Lemon Olive-Oil Ice Cream
Lemon ice cream may not inspire the same excitement you find with flavors like salted caramel or chocolate chip cookie dough, but you don't want to miss out on it. This ice cream is surprisingly complex: creamy, sweet, tart and a little savory thanks to olive oil and a bit of salt. If you'd like, serve scoops with a drizzle of olive oil and a sprinkle of flaky sea salt and lemon zest.

Peppermint Brownies
These crowd-pleasing treats start with a dense, chewy brownie that’s topped with a layer of creamy peppermint filling, dark chocolate glaze, and a sprinkle of crushed peppermints. For the cleanest slices, chill the finished brownies thoroughly, then use a warm knife to slice them. Dip the knife blade into hot water and wipe it dry with a kitchen towel between each cut, and you’ll be rewarded with clean layers of chocolate, peppermint and glaze. It’s fine to sub chocolate chips for the chopped chocolate, just make sure they are fully melted before proceeding.

Spiced Pear Tart
Gently spiced poached pears, vanilla pastry cream and flaky puff pastry are the stars of this sophisticated dessert that was created for the 2019 NYT Food Festival by Rachel Gaylord, the pastry chef at La Mercerie in New York. Ideally, this delicate tart should be eaten the day it’s made, so if you’re planning to serve this at a dinner party, make all of the components in advance and assemble the tart just before your guests arrive. Leftovers, if you have any, should be stored in the refrigerator and brought to room temperature before serving.

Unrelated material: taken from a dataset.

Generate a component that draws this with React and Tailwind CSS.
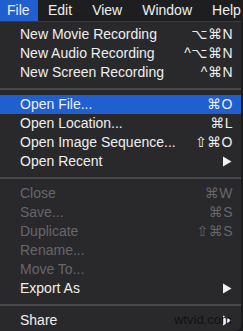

The pastry will have lost some of its flakiness, but it will still be delicious. (This adaptation mercifully calls for store-bought puff pastry, but if you’re feeling ambitious, you can make your own.)

Italian Rainbow Cookies
Also known as Venetians, Neapolitans or tricolore cookies, these classic Italian-American treats are not really cookies at all, but thin, dense layers of brightly hued almond cake stacked with apricot jam, and coated with glossy chocolate. The layers are traditionally red, white and green to resemble the Italian flag, but, of course, you can play around with the colors depending on the holiday and what you have on hand. This version is adapted from Mary Carpino, from Briarcliff Manor, N.Y., who made them every Christmas for years. One of her granddaughters, Nicole Carpino Frasco, passed along the recipe to us. We increased the chocolate and salt slightly, but the festive spirit of the recipe remains. Mrs. Carpino stored them in her chilly winter attic, but if you don’t have one of those, store them in an airtight container in the refrigerator for up to 2 weeks, or in the freezer for up to 5 months.

Cream Cheese Semifreddo
This simple, refreshing and not-too-sweet frozen dessert is the perfect blank canvas to show off that fancy Italian balsamic vinegar in your cabinet. Natasha Pickowicz, the pastry chef at Café Altro Paradiso and Flora Bar in New York, developed this easy yet sophisticated recipe for the 2019 NYT Food Festival. Ms. Pickowicz also likes this semifreddo with a spoonful of jam, or a drizzle of maple syrup, chocolate syrup or honey. (The photo shows a tart-sweet combination of balsamic vinegar and maple syrup.) Everything seems to shine against the backdrop of this parfait. If you’d like, you can substitute mascarpone for the cream cheese, although the final result might be a bit softer.

Almond Saffron Cake
This cake was adapted from Kim Sunée, the Korean-born author of “Trail of Crumbs: Hunger, Love and the Search for Home” (Grand Central, 2008).

Coconut Pound Cake
Coconut oil and coconut milk add a tasty tropical essence to this moist pound cake. Be sure to buy unrefined virgin coconut oil, as it has the best coconut flavor and aroma. Coconut oil is much easier to measure and incorporate when it has been softened than at room temperature, when it is firmer. Try popping it into the microwave for very short bursts, about 5 seconds each, until it is roughly the same consistency as softened butter.

Ginger Mango Cream Tart
Festive enough for a holiday party or a summer cookout, this bright and creamy mango tart has a crisp gingersnap crust and is topped with candied ginger, pistachios and toasted coconut. The no-bake crust, which is made from store bought gingersnaps, butter and light brown sugar, comes together in the food processor with the press of a button. For the filling, fresh or frozen mango is cooked with ginger and turmeric to deepen its flavor and brighten the color of the finished dessert.

Guinness Brownies
The earthy flavors of stout beer pair perfectly with three kinds of chocolate in these dense, fudgy brownies. You can use bittersweet or semisweet, bars or chips, depending on what you have on hand, but this recipe is at its best using bar chocolate because of its meltability. A sprinkling of milk chocolate chips before baking is a sweet counterpoint to the rich, complex brownies. Do not overbake them: When the brownies are done, they will appear just set in the center and on the verge of underbaked. They’ll set further as they cool. Chilling the brownies makes them easier to cut, but allow them to come to room temperature before serving for the best flavor.

Fried Apple Pies
These little pies are filled to the brim with juicy caramel apple filling, fried, then tossed in cinnamon sugar. You may need to adjust the temperature as you fry them: If the oil is too hot, they’ll look golden on the outside, but the dough may not fully cook through. If the oil is too cool, they may be greasy. If you don’t have a thermometer, use a piece of scrap dough to test the oil for frying; it should rise to the top immediately.